A quick climb near sunset, which is unnervingly early this time of year. I grab the camera on the way out the door. I am in the tree only briefly, but it is long enough to take a few photographs of the lower prayer flags that, when I view them later, make me as hungry as I am now in the tree. It makes me want to stuff a prayer flag in my mouth with the light still on it. Like some kind of celestial sauce. Hungry for the look and feel of the flags. For their essence. Hungry for light itself.
What to call this species of hunger? A desire to consume the world, to take the whole of it inside oneself. Or maybe to lose oneself in it to the point of drowning. A soul lost forever in the radiant depths of the world.

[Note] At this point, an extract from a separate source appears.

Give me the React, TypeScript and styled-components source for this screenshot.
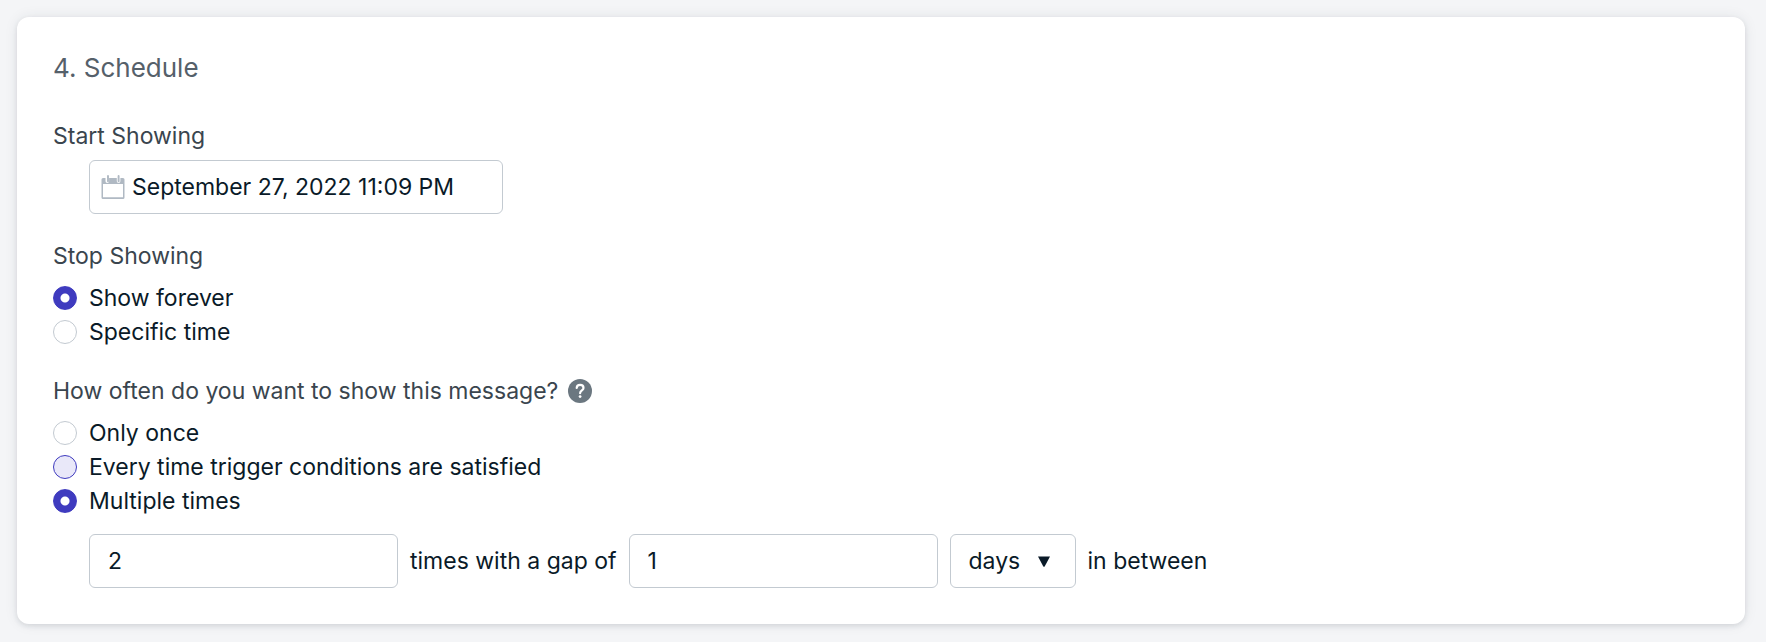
import React, { useState } from "react";
import styled, { createGlobalStyle } from "styled-components";

const ink = "#0a1a28";
const line = "#c3cad1";
const accent = "#3f3bbf";

const GlobalStyle = createGlobalStyle`
  *, *::before, *::after { box-sizing: border-box; }
  body {
    margin: 0;
    background: #f4f5f7;
    color: ${ink};
    font-family: Inter, "Liberation Sans", sans-serif;
    font-size: 23px;
    line-height: 32px;
  }
`;

const Page = styled.main`
  padding: 17px 21px 18px 17px;
`;

const Card = styled.form`
  padding: 36px;
  border-radius: 12px;
  background: #fff;
  box-shadow: 0 2px 5px rgba(39, 49, 65, 0.12), 0 0 14px rgba(39, 49, 65, 0.08);
`;

const Title = styled.h2`
  margin: 0 0 37px;
  color: #55606a;
  font-size: 26px;
  font-weight: 400;
  line-height: 30px;
`;

const Section = styled.section`
  & + & { margin-top: 26px; }
`;

const Group = styled.fieldset`
  min-width: 0;
  margin: 26px 0 0;
  padding: 0;
  border: 0;
`;

const headingStyle = `
  display: flex;
  align-items: center;
  gap: 10px;
  padding: 0;
  color: #3a454e;
`;

const FieldLabel = styled.label`
  ${headingStyle}
  margin-bottom: 8px;
`;

const Legend = styled.legend`
  ${headingStyle}
  margin-bottom: 9px;
`;

const HelpButton = styled.button`
  display: flex;
  padding: 0;
  border: 0;
  border-radius: 50%;
  background: none;
  cursor: pointer;
`;

const DateBox = styled.div`
  display: flex;
  align-items: center;
  gap: 7px;
  width: 414px;
  max-width: 100%;
  height: 54px;
  margin-left: 36px;
  padding: 0 11px;
  border: 1px solid ${line};
  border-radius: 6px;
`;

const DateInput = styled.input`
  flex: 1;
  min-width: 0;
  padding: 0;
  border: 0;
  outline: 0;
  background: none;
  color: inherit;
  font: inherit;
`;

const Options = styled.div`
  display: flex;
  flex-direction: column;
  align-items: flex-start;
`;

const Option = styled.label`
  display: flex;
  align-items: center;
  gap: 12px;
  line-height: 34px;
`;

const Radio = styled.input<{ $highlighted?: boolean }>`
  flex: none;
  appearance: none;
  width: 24px;
  height: 24px;
  margin: 0;
  border: 1px solid ${(p) => (p.$highlighted ? accent : line)};
  border-radius: 50%;
  background: ${(p) => (p.$highlighted ? "#e9e8f9" : "#fff")};

  &:checked {
    border-color: ${accent};
    background: radial-gradient(circle, #fff 4px, ${accent} 5px);
  }
`;

const Repeat = styled.div`
  display: flex;
  flex-wrap: wrap;
  align-items: center;
  gap: 12px;
  margin: 16px 0 0 36px;
`;

const NumberInput = styled.input`
  width: 309px;
  height: 54px;
  padding: 0 18px;
  border: 1px solid ${line};
  border-radius: 6px;
  background: #fff;
  color: inherit;
  font: inherit;
`;

const SelectBox = styled.div`
  position: relative;
`;

const Select = styled.select`
  display: block;
  appearance: none;
  width: 126px;
  height: 54px;
  padding: 0 40px 0 18px;
  border: 1px solid ${line};
  border-radius: 6px;
  background: #fff;
  color: inherit;
  font: inherit;
`;

const Caret = styled.svg`
  position: absolute;
  top: 22px;
  right: 26px;
  pointer-events: none;
`;

function CalendarIcon() {
  return (
    <svg width="24" height="24" viewBox="0 0 24 24" aria-hidden="true">
      <path
        fill="#b0b9c3"
        fillRule="evenodd"
        d="M2 3H22a1.500 1.500 0 0 1 1.500 1.500V22.500A1.500 1.500 0 0 1 22 24H2A1.500 1.500 0 0 1 .5 22.500V4.500A1.500 1.500 0 0 1 2 3zM2 9V22.200H22V9z"
      />
      <path d="M6.300 2V6.300M17.600 2V6.300" stroke="#fff" strokeWidth="3.600" strokeLinecap="round" />
      <path d="M7 1V6.300M17.600 1V6.300" stroke="#b0b9c3" strokeWidth="1.900" strokeLinecap="round" />
    </svg>
  );
}

function HelpIcon() {
  return (
    <svg width="24" height="24" viewBox="0 0 24 24" aria-hidden="true">
      <circle cx="12" cy="12" r="12" fill="#6b7780" />
      <path
        d="M8.700 9C8.800 7 10.200 5.900 12.100 5.900S15.500 7 15.500 9C15.500 11.400 12.100 11.500 12.100 14.200"
        fill="none"
        stroke="#fff"
        strokeWidth="2.200"
        strokeLinecap="round"
      />
      <circle cx="12.100" cy="17.600" r="1.400" fill="#fff" />
    </svg>
  );
}

const stopOptions = ["Show forever", "Specific time"];
const frequencyOptions = [
  "Only once",
  "Every time trigger conditions are satisfied",
  "Multiple times",
];

export default function App() {
  const [stop, setStop] = useState(stopOptions[0]);
  const [frequency, setFrequency] = useState(frequencyOptions[2]);

  return (
    <>
      <GlobalStyle />
      <Page>
        <Card>
          <Title>4. Schedule</Title>
          <Section>
            <FieldLabel htmlFor="start">Start Showing</FieldLabel>
            <DateBox>
              <CalendarIcon />
              <DateInput id="start" defaultValue="September 27, 2022 11:09 PM" />
            </DateBox>
          </Section>
          <Group>
            <Legend>Stop Showing</Legend>
            <Options>
              {stopOptions.map((text) => (
                <Option key={text}>
                  <Radio
                    type="radio"
                    name="stop"
                    checked={stop === text}
                    onChange={() => setStop(text)}
                  />
                  {text}
                </Option>
              ))}
            </Options>
          </Group>
          <Group>
            <Legend>
              How often do you want to show this message?
              <HelpButton type="button" aria-label="Help">
                <HelpIcon />
              </HelpButton>
            </Legend>
            <Options>
              {frequencyOptions.map((text, i) => (
                <Option key={text}>
                  <Radio
                    type="radio"
                    name="frequency"
                    $highlighted={i === 1}
                    checked={frequency === text}
                    onChange={() => setFrequency(text)}
                  />
                  {text}
                </Option>
              ))}
            </Options>
            <Repeat>
              <NumberInput id="count" aria-label="Number of times" defaultValue="2" />
              <label htmlFor="count">times with a gap of</label>
              <NumberInput id="gap" aria-label="Gap" defaultValue="1" />
              <SelectBox>
                <Select id="unit" aria-label="Unit" defaultValue="days">
                  <option>days</option>
                </Select>
                <Caret width="12" height="11" viewBox="0 0 12 11" aria-hidden="true">
                  <path d="M0 0.500H12L6.800 10.300Q6 11.300 5.200 10.300Z" fill={ink} />
                </Caret>
              </SelectBox>
              <label htmlFor="unit">in between</label>
            </Repeat>
          </Group>
        </Card>
      </Page>
    </>
  );
}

A gleam of light shooting from the setting sun and glancing off a prayer flag in the clear air. The glow of presence in the cloth and onto it and from it, all at the same time. Soft, this light, but not like the softness of summer light—not diffused by water-bearing air. This air is like crystal. This light is soft from the lateness of the sun. The weakness of the light revealing the strength of the thing. The tissue of existence glowing as if with its own radiance.
I look up the etymology of ‘soft.’ It traces back through Old English and the Saxon to the Proto-Germanic ‘samftijaz’: ‘level, even, smooth, gentle.’ Compare to the Proto-Indo-European root ‘sem’: ‘one’ or ‘whole.’
I find this connection irresistible. Looking at these prayer flags in this light, I am haunted by a sense of their oneness and their wholeness, in fact by a sense of their own-ness (though I am not entirely sure what I mean by this), hanging as they are in the sky, radiant with their own being in the soft light. Utterly intact.
And at the same time, how fitting, how right, that their one, their whole, their own, should be revealed by the light of something other than themselves. That they have their being, as we know it, in and through the sun, not in and of themselves.
When the sun drops below the horizon, they are extinguished. They are still folded and draped, but they have gone flat. They have their own-ness still, but it has changed dramatically.
Now they are a whisper hanging at the edge of the wood.